A teoria defendida por Gonçalo foi fundamentada no depoimento de fonte que conviveu com Assis por 13 anos, Sausa Machado, afilhada do sambista, que teve os estudos pagos por ele: “Em uma das entrevistas, ela me disse: ‘Meu filho, o grande problema de Assis foi dependência química, cocaína’. Foi aí que Dona Sausa contou que ele também fumou muita maconha e, nos anos 1930, chegou a ter uma casa em Santa Teresa somente para promover festas com drogas, bancava tudo para os convidados.” 

Sem recorrer ao mesmo grau de imersão de Gonçalo, que escreveu um catatau, mas produzindo o mesmo efeito, com um livro ousado e sucinto, Eduardo Logullo reinventou em tons de iconografia pop o mito Aracy de Almeida. A linguagem difusa e fragmentada do livro, extraída de entrevistas e reportagens feitas com Araca, faz do lançamento espécie de flash mob em defesa da transgressão inerente à cantora. Algo proposital, como explica Logullo: “A ideia inicial era fazer um The Red Book of Aracy de Almeida, em formato de livro maoista, que reunisse as melhores mumunhas dela. Depois a ideia mudou, devido à extensão do material que descobri sobre ela como cantora, personalidade, mulher polêmica e o diabo a quatro. Então, formatamos um volume que, desde o início, agruparia o discurso de Aracy fracionado, interrompido e editado – mas sem perder o aspecto documental, que pudesse explicá-la melhor como artista. Contamos com dois pesquisadores que foram fundamentais para o livro: João Reynaldo Paiva e Thierry Freitas”.

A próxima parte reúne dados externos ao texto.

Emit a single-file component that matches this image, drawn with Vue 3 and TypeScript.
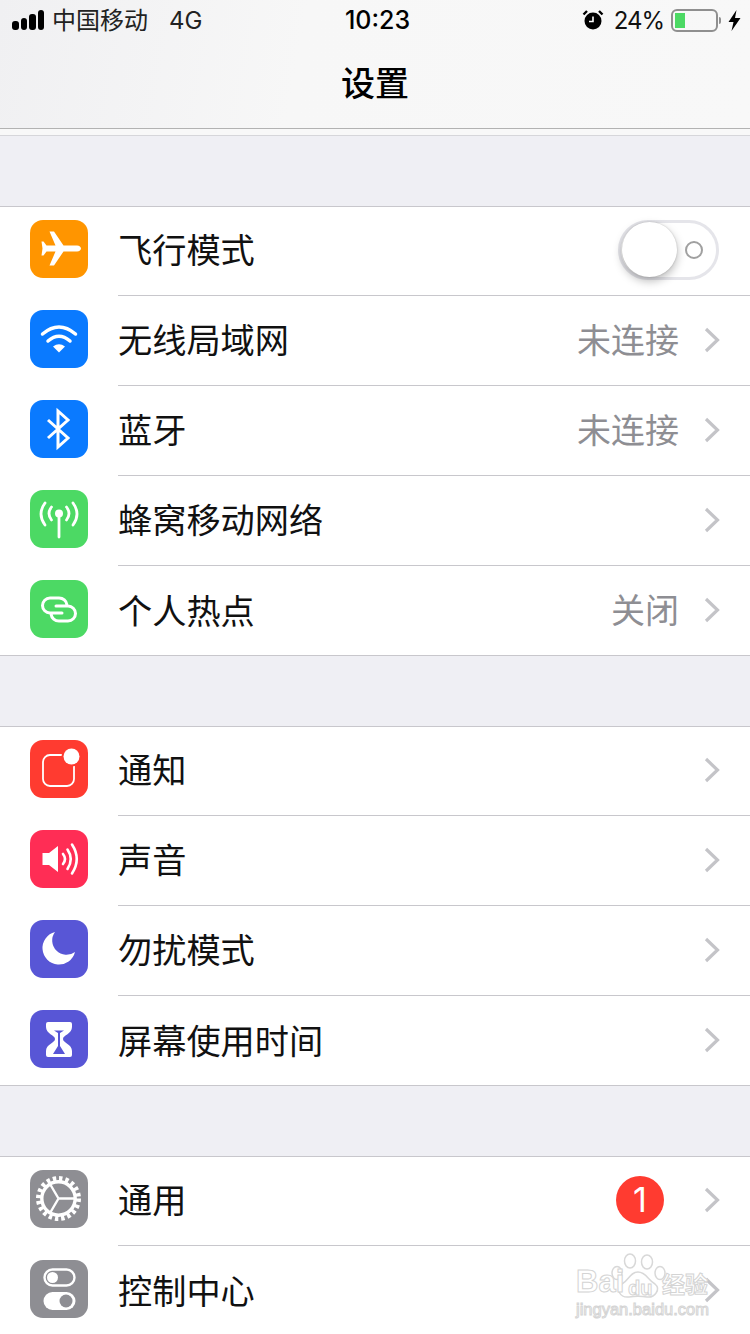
<script setup lang="ts">
interface Row {
  label: string;
  icon: string;
  color: string;
  value?: string;
  toggle?: boolean;
  badge?: string;
}

const groups: Row[][] = [
  [
    { label: '飞行模式', icon: 'plane', color: '#ff9500', toggle: true },
    { label: '无线局域网', icon: 'wifi', color: '#0a7aff', value: '未连接' },
    { label: '蓝牙', icon: 'bluetooth', color: '#0a7aff', value: '未连接' },
    { label: '蜂窝移动网络', icon: 'cell', color: '#4cd964' },
    { label: '个人热点', icon: 'hotspot', color: '#4cd964', value: '关闭' },
  ],
  [
    { label: '通知', icon: 'notify', color: '#ff3b30' },
    { label: '声音', icon: 'sound', color: '#ff2d55' },
    { label: '勿扰模式', icon: 'moon', color: '#5856d6' },
    { label: '屏幕使用时间', icon: 'hourglass', color: '#5856d6' },
  ],
  [
    { label: '通用', icon: 'gear', color: '#8e8e93', badge: '1' },
    { label: '控制中心', icon: 'switches', color: '#8e8e93' },
  ],
];
</script>

<template>
  <div class="screen">
    <header class="nav">
      <div class="status">
        <div class="status-left">
          <span class="bars"><i class="b1" /><i class="b2" /><i class="b3" /><i class="b4" /></span>
          <span class="carrier">中国移动</span>
          <span class="net">4G</span>
        </div>
        <div class="time">10:23</div>
        <div class="status-right">
          <svg class="alarm" width="22" height="22" viewBox="0 0 22 22">
            <circle cx="11" cy="12" r="8.5" fill="#000" />
            <path d="M1.5 5.5 L5 2 M20.5 5.5 L17 2" stroke="#000" stroke-width="2.4" />
            <path d="M11 7.5 V12.5 H7" stroke="#fff" stroke-width="1.6" fill="none" />
          </svg>
          <span class="pct">24%</span>
          <span class="battery"><i /></span>
          <span class="nub" />
          <svg class="bolt" width="13" height="21" viewBox="0 0 13 21">
            <path d="M8.5 0 L0.5 12 H5.5 L3.5 21 L12.5 8 H7 Z" fill="#000" />
          </svg>
        </div>
      </div>
      <h1 class="title">设置</h1>
    </header>
    <div class="strip" />

    <section v-for="(group, g) in groups" :key="g" class="group">
      <div v-for="row in group" :key="row.label" class="row">
        <div class="icon" :style="{ background: row.color }">
          <svg width="58" height="58" viewBox="0 0 58 58">
            <path
              v-if="row.icon === 'plane'"
              d="M47 25.5C49.5 25.5 51 27 51 28.5C51 30 49.5 31.5 47 31.5L33.5 31.5L24 45.5L19.5 45.5L25.5 31.5L16.5 31.5L13.5 35.5L11.5 35.5L12.5 28.5L11.5 21.5L13.5 21.5L16.5 25.5L25.5 25.5L19.5 11.5L24 11.5L33.5 25.5Z"
              fill="#fff"
            />
            <g v-else-if="row.icon === 'wifi'">
              <path d="M12.5 24Q29 10 45.5 24M18 31Q29 21.5 40 31" stroke="#fff" stroke-width="3.5" stroke-linecap="round" fill="none" />
              <path d="M23 36.5Q29 32 35 36.5L29 42.5Z" fill="#fff" />
            </g>
            <path
              v-else-if="row.icon === 'bluetooth'"
              d="M18 20L38 38L28 47V11L38 20L18 38"
              stroke="#fff"
              stroke-width="3"
              fill="none"
            />
            <g v-else-if="row.icon === 'cell'">
              <path
                d="M15 13Q7 24 15 35M21.5 17Q16.5 23.5 21.5 30M43 13Q51 24 43 35M36.5 17Q41.5 23.5 36.5 30M29 24V47"
                stroke="#fff"
                stroke-width="2.8"
                stroke-linecap="round"
                fill="none"
              />
              <circle cx="29" cy="23.5" r="4" fill="#fff" />
            </g>
            <path
              v-else-if="row.icon === 'hotspot'"
              d="M32 33H20A7.5 7.5 0 0 1 20 18H29A8 8 0 0 1 37 25M26 26H38A7.5 7.5 0 0 1 38 41H29A8 8 0 0 1 21 34"
              stroke="#fff"
              stroke-width="3"
              stroke-linecap="round"
              fill="none"
            />
            <g v-else-if="row.icon === 'notify'">
              <rect x="13" y="15" width="31" height="31" rx="7" stroke="#fff" stroke-width="1.8" fill="none" />
              <circle cx="41.5" cy="16.5" r="10" fill="#ff3b30" />
              <circle cx="41.5" cy="16.5" r="8" fill="#fff" />
            </g>
            <g v-else-if="row.icon === 'sound'">
              <path d="M12.5 23H19L28 16V42L19 35H12.5Z" fill="#fff" />
              <path
                d="M33 24Q37 29 33 34M37.5 19.5Q44 29 37.5 39M42 14.5Q51.5 29 42 43.5"
                stroke="#fff"
                stroke-width="2.6"
                stroke-linecap="round"
                fill="none"
              />
            </g>
            <path v-else-if="row.icon === 'moon'" d="M25 12A16.5 16.5 0 1 0 45 32A14.3 14.3 0 0 1 25 12Z" fill="#fff" />
            <g v-else-if="row.icon === 'hourglass'">
              <path
                d="M18 12H40Q42 12 42 14V17C42 24 33 25 33 29C33 33 42 34 42 41V45Q42 47 40 47H18Q16 47 16 45V41C16 34 25 33 25 29C25 25 16 24 16 17V14Q16 12 18 12Z"
                fill="#fff"
              />
              <path d="M24 20.5H34L30 23V36L35 44H23L28 36V23Z" fill="#5856d6" />
            </g>
            <g v-else-if="row.icon === 'gear'">
              <circle cx="28.5" cy="28.5" r="20" stroke="#fff" stroke-width="5" stroke-dasharray="3.4 2.88" fill="none" />
              <circle cx="28.5" cy="28.5" r="16.7" stroke="#fff" stroke-width="3.4" fill="none" />
              <path d="M28.5 28.5H45M28.5 28.5L20 14M28.5 28.5L20 43" stroke="#fff" stroke-width="2.4" fill="none" />
            </g>
            <g v-else-if="row.icon === 'switches'">
              <rect x="14.5" y="9.5" width="30" height="16" rx="8" stroke="#fff" stroke-width="2.4" fill="none" />
              <circle cx="22.5" cy="17.5" r="5.5" fill="#fff" />
              <rect x="13.5" y="32" width="32" height="18" rx="9" fill="#fff" />
              <circle cx="36" cy="41" r="6.5" fill="#8e8e93" />
            </g>
          </svg>
        </div>
        <div class="body">
          <span class="label">{{ row.label }}</span>
          <span v-if="row.value" class="value">{{ row.value }}</span>
          <span v-if="row.badge" class="badge">{{ row.badge }}</span>
          <span v-if="row.toggle" class="toggle"><i class="knob" /><i class="off" /></span>
          <svg v-else class="chev" width="16" height="26" viewBox="0 0 16 26">
            <path d="M2 2L13.5 13L2 24" stroke="#c4c4c8" stroke-width="3.2" fill="none" />
          </svg>
        </div>
      </div>
    </section>

    <div class="mark">
      <svg class="paw" width="70" height="48" viewBox="0 0 70 48">
        <g fill="#fff" stroke="#d8d8d8" stroke-width="1.5">
          <ellipse cx="11" cy="20" rx="5" ry="6.5" />
          <ellipse cx="24" cy="8" rx="5.5" ry="7" />
          <ellipse cx="41" cy="9" rx="5.5" ry="7" />
          <ellipse cx="54" cy="20" rx="5" ry="6.5" />
          <path d="M32 19C40 19 42 27 49 31C55 36 49 45 41 44C35 43 29 43 23 44C14 45 9 36 16 31C23 27 24 19 32 19Z" />
        </g>
      </svg>
      <span class="mark-bai">Bai</span>
      <span class="mark-du">du</span>
      <span class="mark-jy">经验</span>
      <span class="mark-url">jingyan.baidu.com</span>
    </div>
  </div>
</template>

<style scoped>
.screen {
  position: relative;
  width: 750px;
  height: 1334px;
  overflow: hidden;
  background: #efeff4;
  font-family: "Noto Sans CJK SC", "Liberation Sans", sans-serif;
  color: #000;
}

.nav {
  height: 129px;
  box-sizing: border-box;
  border-bottom: 1px solid #b2b2b2;
  background: linear-gradient(100deg, #f0f0f2 0%, #f7f7f7 40%, #f8f8f8 100%);
}

.status {
  height: 40px;
  display: grid;
  grid-template-columns: 1fr auto 1fr;
  align-items: center;
  padding: 0 9px 0 12px;
  font-family: Inter, "Noto Sans CJK SC", sans-serif;
  font-size: 24px;
}

.status-left,
.status-right {
  display: flex;
  align-items: center;
}

.status-right {
  justify-content: flex-end;
}

.bars {
  display: flex;
  align-items: flex-end;
  gap: 2px;
  height: 20px;
  margin-right: 8px;
}

.bars i {
  display: block;
  width: 6.5px;
  background: #000;
  border-radius: 3px;
}

.b1 { height: 9px; }
.b2 { height: 12px; }
.b3 { height: 16px; }
.b4 { height: 20px; }

.carrier {
  font-family: "Noto Sans CJK SC", sans-serif;
  font-size: 24px;
  color: #222;
  margin-bottom: 4px;
}

.net {
  margin-left: 21px;
  color: #222;
}

.time {
  font-weight: 500;
  font-size: 25px;
  margin-left: 2px;
}

.alarm {
  margin-right: 10px;
}

.pct {
  margin-right: 7px;
  letter-spacing: -1px;
  color: #111;
}

.battery {
  display: block;
  width: 47px;
  height: 23px;
  box-sizing: border-box;
  border: 2px solid #8f8f8f;
  border-radius: 6px;
  padding: 2px;
}

.battery i {
  display: block;
  width: 10px;
  height: 15px;
  background: #4cd964;
}

.nub {
  width: 2px;
  height: 7px;
  margin: 0 7px 0 1px;
  background: #8f8f8f;
  border-radius: 0 2px 2px 0;
}

.title {
  margin: 0;
  height: 88px;
  line-height: 84px;
  text-align: center;
  font-size: 34px;
  font-weight: 500;
}

.strip {
  height: 6px;
  background: #f8f8f8;
  border-bottom: 1px solid #d6d6da;
  margin-bottom: 70px;
}

.group {
  background: #fff;
  box-shadow: inset 0 1px #c8c7cc, inset 0 -1px #c8c7cc;
  margin-bottom: 70px;
}

.row {
  height: 90px;
  display: flex;
}

.icon {
  flex: none;
  width: 58px;
  height: 58px;
  margin: 14px 30px 0;
  border-radius: 13px;
}

.icon svg {
  display: block;
}

.body {
  flex: 1;
  min-width: 0;
  display: flex;
  align-items: center;
  padding: 0 30px 2px 0;
  border-bottom: 1px solid #c8c7cc;
  box-sizing: border-box;
}

.row:last-child .body {
  border-bottom: none;
}

.label {
  flex: 1;
  font-size: 34.2px;
  color: #111;
  margin-bottom: 3px;
}

.value {
  font-size: 34px;
  color: #8e8e93;
  margin: 0 25px 3px 0;
}

.badge {
  width: 48px;
  height: 48px;
  margin-right: 40px;
  border-radius: 50%;
  background: #ff3b30;
  color: #fff;
  font-family: Inter, sans-serif;
  font-size: 34px;
  line-height: 48px;
  text-align: center;
}

.chev {
  display: block;
}

.toggle {
  position: relative;
  display: block;
  width: 101px;
  height: 60px;
  margin-right: 1px;
  box-sizing: border-box;
  border: 3px solid #e5e5ea;
  border-radius: 30px;
  background: #fff;
}

.knob {
  position: absolute;
  left: 1px;
  top: -1px;
  width: 55px;
  height: 55px;
  border-radius: 50%;
  background: #fff;
  box-shadow: 0 4px 10px rgba(0, 0, 0, 0.28), 0 0 2px rgba(0, 0, 0, 0.2);
}

.off {
  position: absolute;
  left: 64px;
  top: 18px;
  width: 18px;
  height: 18px;
  box-sizing: border-box;
  border: 2px solid #a0a0a0;
  border-radius: 50%;
}

/* baidu watermark sits over the last row */
.mark {
  position: absolute;
  left: 574px;
  top: 1250px;
  width: 140px;
  height: 72px;
  color: #fff;
  -webkit-text-stroke: 1px #d4d4d4;
  pointer-events: none;
}

.paw {
  position: absolute;
  left: 32px;
  top: 3px;
}

.mark-bai {
  position: absolute;
  left: 2px;
  top: 14px;
  font: bold 31px/36px "Liberation Sans", sans-serif;
}

.mark-du {
  position: absolute;
  left: 54px;
  top: 26px;
  font: bold 20px/24px "Liberation Sans", sans-serif;
}

.mark-jy {
  position: absolute;
  left: 88px;
  top: 17px;
  font: bold 23px/32px "Noto Sans CJK SC", sans-serif;
}

.mark-url {
  position: absolute;
  left: 2px;
  top: 48px;
  font: 16.5px/22px "Liberation Sans", sans-serif;
}
</style>

<style>
html,
body {
  margin: 0;
  background: #efeff4;
}
</style>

Coube também a Logullo responder a pergunta previsível sobre a dívida do Brasil para com essa artista estigmatizada pela reputação rasa de jurada mau-humorada do show de calouros de Silvio Santos: “Dívida imensa. Existem CDs de Aracy em catálogo? Apenas um. Ela deixou uma obra de mais de 340 músicas gravadas que, se fossem divulgadas para as novas gerações, certamente encontrariam aceitação. Aracy foi cool, moderna, avant la lettre”.

Que venham, então, reedições, outros lançamentos e mais bibliografia para assegurar o registro da rica história da MPB. Por hora, o acerto de contas resiste com esses quatro livros.